Of course, this is not how normal people operate, is it? And you'll certainly have destroyed any working relationship you have with either the Agent or Landlord... and you can "goodbye" to any positive kind of reference, I suppose... but I don't think this is what you're asking.

You're asking if it's mandatory for a new agreement to arise - the answer is "no". While the Landlord may want the security of a fixed term... you can always make your plans clear as well... there is no ability for you to be charged for a new agreement... but (note well)... the Agent might be persuading the Landlord down this path, because the Agent can certainly charge the Landlord. It's all about understanding people's motivations. When yours align with the Landlord (let's keep that rent rolling-in) all is fine. When an Agent is involved... that's three sets of motivations that need to align. The Agent might see a way they can get the rent rolling-in (therefore commission) and possibly a nice fee, from the Landlord, for pressing "PRINT" in Microsoft Word.
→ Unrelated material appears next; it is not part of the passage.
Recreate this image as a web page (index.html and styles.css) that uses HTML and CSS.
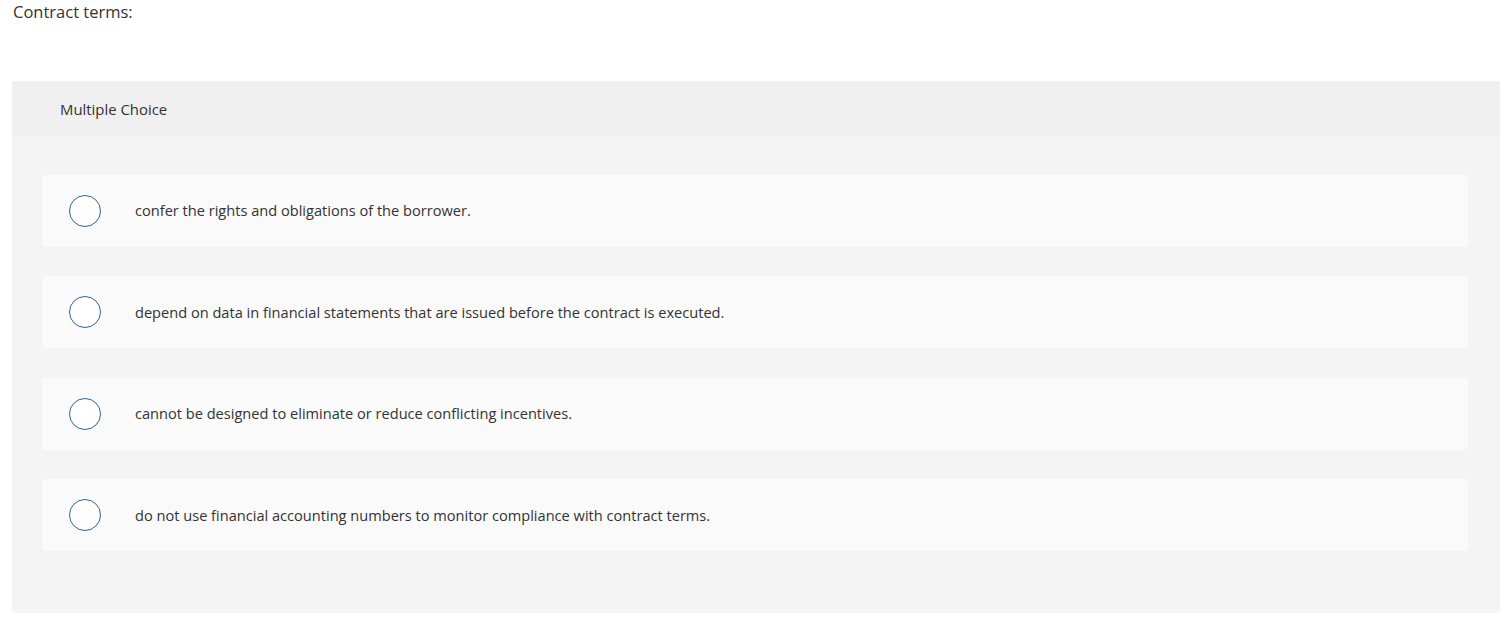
FILE: index.html
```html
<!DOCTYPE html>
<html>
<head>
<meta charset="utf-8">
<link rel="stylesheet" href="styles.css">
</head>
<body>
<div class="page">
  <p class="prompt">Contract terms:</p>
  <div class="panel">
    <div class="panel-head">Multiple Choice</div>
    <div class="panel-body">
      <label class="option"><span class="radio"></span><span class="opt-text">confer the rights and obligations of the borrower.</span></label>
      <label class="option"><span class="radio"></span><span class="opt-text">depend on data in financial statements that are issued before the contract is executed.</span></label>
      <label class="option"><span class="radio"></span><span class="opt-text">cannot be designed to eliminate or reduce conflicting incentives.</span></label>
      <label class="option"><span class="radio"></span><span class="opt-text">do not use financial accounting numbers to monitor compliance with contract terms.</span></label>
    </div>
  </div>
</div>
</body>
</html>
```

FILE: styles.css
```css
* { box-sizing: border-box; }
html, body { margin: 0; padding: 0; background: #fff; }
body { font-family: "Open Sans", Lato, Arial, sans-serif; color: #333; }
.page { padding: 0 10px 0 12px; }
.prompt {
  margin: 0;
  padding: 1px 0 0 1px;
  font-size: 16.5px;
  line-height: 22px;
  color: #333;
}
.panel {
  margin-top: 58px;
  width: 1488px;
  border-radius: 3px;
  overflow: hidden;
  background: #f4f4f4;
}
.panel-head {
  height: 56px;
  background: #f0f0f0;
  padding-left: 48px;
  display: flex;
  align-items: center;
  font-size: 14.9px;
  color: #333;
}
.panel-body {
  padding: 37.5px 32px 61.5px 30px;
  display: flex;
  flex-direction: column;
  gap: 29.5px;
}
.option {
  height: 72px;
  background: #fafafa;
  border-radius: 4px;
  display: flex;
  align-items: center;
  padding-left: 27px;
}
.radio {
  width: 32px;
  height: 32px;
  border: 1.5px solid #2f6394;
  border-radius: 50%;
  background: #fff;
  flex: none;
}
.opt-text {
  margin-left: 34px;
  padding-bottom: 1px;
  font-size: 14.6px;
  color: #333;
}
```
What happens if you say "no"? The most likely is that you get to stay... unless the Agent whispers in the Landlord's ear that you are trouble and they're better off without having you as Tenants. Much better to be open, honest, forthright and firm... tell the Agent how you feel and that you'd prefer the tenancy move to SPT. You have no intention of moving, but you still don't want a new fixed term. You cannot be obliged to sign a new fixed term - but the trick here is getting what you want without destroying the working relationship.

I don't know why you would say "no, no" if the Landlord wants to put up the rent... this is to be expected in private rental sector... the Landlord's costs have very likely increased in the last year (mine have) so why would you refuse to accept some of that burden? Other customer out there do? Don't cut your nose off to spite your face... as already said, moving is expensive... and don't forget your taps!